We went with AGPLv3 to make sure improvements stay available to everyone. If you modify Janus and offer it as a service, those modifications need to be shared. We’ve seen too many useful infrastructure tools get absorbed into proprietary platforms and fragment the community.
For most users, running Janus internally to secure their own observability stack, the license has no practical impact beyond ensuring the project stays open.
What’s Next
The initial release covers the core use case: OAuth2 identity, label-based policies, and PromQL/LogQL/TraceQL rewriting. Possible Roadmap features could be :
- Additional identity sources (mTLS, API keys)

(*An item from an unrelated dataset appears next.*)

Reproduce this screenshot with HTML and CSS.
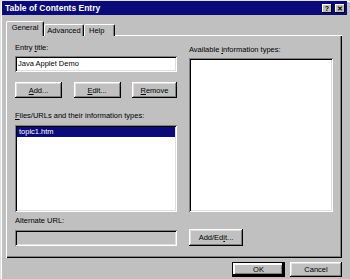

- Configurable Audit logging
- Caching layer for policy decisions
Contributions welcome, whether it’s bug reports, docs, or new features, the GitHub issues are open.
Janus is available now at GitHub. If tenant isolation has been sitting on your backlog, give it a try.
Questions, feedback, or war stories about observability access control? We’d love to hear them.
Why “Janus”? Every observability tool seems to be named after a god Prometheus, Loki, Thanos. We needed a gatekeeper, so we went with the Roman god of doorways and gates. Plus, he has two faces, which felt appropriate for a proxy that sees both sides of every request.